Best practices for constructing and operating the applied technologies in Alicante LL include thorough assessment and meticulous planning of resources when recycling pilot plants from previous projects to prevent disruptions. A well-conceived mitigation plan is essential for expedited decision-making during deviations. Careful planning is required for commissioning pilot plants, considering health and safety factors. Addressing global shortages of electronic components is crucial to avoid construction delays. In-person training and contingency planning, as demonstrated in the CEVAP and Brine Valorization projects, facilitate smooth operations and integration. For microturbines, a detailed preliminary design considering site-specific conditions and seasonal variations is vital. Effective co-digestion practices involve collaboration with waste producers, evaluating the business model, and managing seasonal variations in waste production to ensure a consistent supply of co-substrates.

Requirements and conditions

Anaerobic co-digestion:

• Crushing pre-treatment necessary for some waste type (fruits and vegetables)
• Temperature in sewage+waste mix needs to be maintained low (4ºC) to prevent degradatio

Brine valorization train (Selective electrodialysis SED + Electrochlorination):

• Concentration of NaCl in the stream produced by SED needs to be above 10 g/L.
• Water hardness needs to be below 17 mg/L prior to EC.

CEVAP for ammonia recovery

• Ammonia-rich vapours were produced so Health & Safety requirements apply.

Outcome of assessments

Anaerobic co-digestion with organic waste from local industries has been validated to be a suitable technology to increase biogas production at a pilot scale. The challenge of this technology is to find enough waste volume on an annual basis, and guarantee a continuous substrate provision to the digesters.

Key lessons

With regard to the RE-ACTOR tool, the methodology followed to carry out the categorization and parameterization of the technologies to be integrated in the backend is user-friendly, easily updatable and upgradable, which enables quick addition of new technologies and parameters. In general terms, the RE-ACTOR tool can be easily updated to a highly ambitious tool that provides valuable support in the preliminary stages of design and assessment of technologies tested in the Alicante LL and other water treatment technologies. The simultaneous development of formulas and algorithms alongside the front-end interface platform hindered smooth progress in the overall tool development due to suboptimal synchronization between teams.

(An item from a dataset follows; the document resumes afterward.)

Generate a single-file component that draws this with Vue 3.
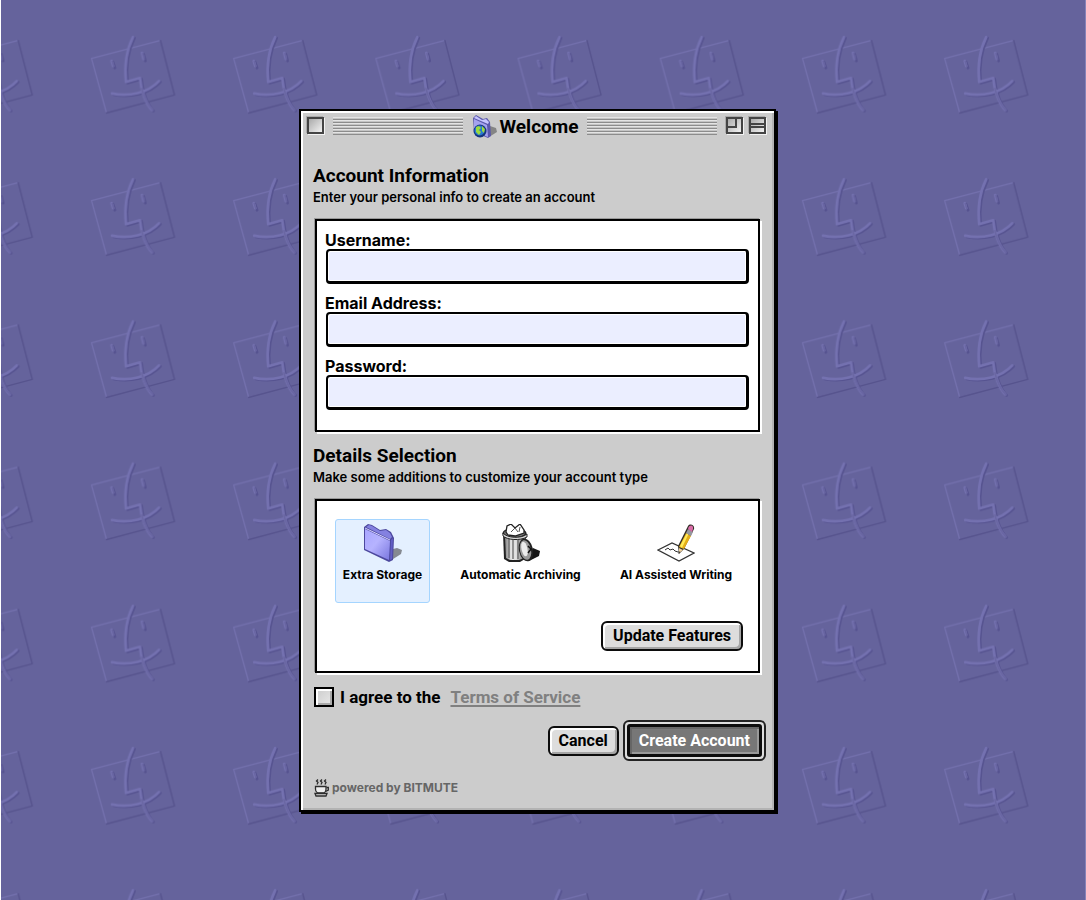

This supposed deviations in terms of development costs.

In this sense, the overall planning of the tool development task should have been extended, especially at the beginning stages to have more time allocated to improve the back-end, and therefore enable a smoother interface design and programming.

Lessons learned from technology operation

General:

• Including pilot plants recycled from previous or concurrent projects makes it really important to thoroughly assess existing systems and meticulously plan the resources needed for equipment updates and repairs to prevent disruptions and deviations.
• Setting a well-conceived mitigation plan is crucial for expediting decision-making and subsequent actions in case of deviations led by pilot plants.
• The commissioning of pilot plants at the facility requires careful planning, including thorough consideration of health and safety factors. These factors may include heat during the summer months and the potential presence of mosquitoes.
• Global electronic component shortage occurred in 2022-2023, which delayed the construction of pilot units.

CEVAP:

• As part of the contingency plan set for this technology, an in-person training at the facilities where it was installed previous to Alicante to the AMAEM staff in charge of its operations was highly useful.
• Relying on recycling the pilot unit from another ongoing project has led to delays in installing the pilot at Alicante LL.
• The CEVAP can concentrate ammonia to a certain level, but far from a commercial ammonia reagent.
• Being an evaporative technology, increasing the temperature (i.e. OPEX) is a requirement although temperatures necessary are much lower than in conventional evaporators. This could be achieved with waste heat generated in the cement industry that currently carries out a thermal drying of the sewage sludges of Alicante WWTP.

Brine Valorization:

• A training was carried out at the subcontracted engineering firm that constructed the pilot plant before its transport and installation at the WWTP. This action helped the operators to gain knowledge and time before its commissioning.
• The brine treatment train consisted of technologies from different technology providers and its integration. Preliminary tests of the integration of pilot units is a complex task and needs sufficient time allocation to guarantee a successful integration.

Microturbines:

• Carrying out a preliminary design with dimensions and site specifications and requirements is fundamental for a smooth task progress and turbine construction.
• In WWTP it is really important to have previously identified and in mind the seasonal and daily variations of water flow for an optimal design.
• Energy production through microturbines with water effluents in WWTP would make more sense in much bigger installations than Rincón de León WWTP that treat higher water flows.

Co-digestion:

• A good relationship was established with two local companies from the beginning of the project and were willing to collaborate providing waste.
• The co-substrates assessed in the project are suitable for co-digestion but their current production (Tn/year) are not enough for full scale implementation
• The business model of waste management and co-digestion needs to be carefully evaluated together with the waste producers.
• A waste manager as mediator can offer the service of managing waste from industries and provide it for co-digestion.
• Seasonal variations of waste production from the companies is also a key point to take into account for co-digestion studies.

Legislation and policy recommendations

• European regulation on minimum requirements for water reuse (EU 2020/741)
• Spanish Royal Decree 1620/2007 for water reuse.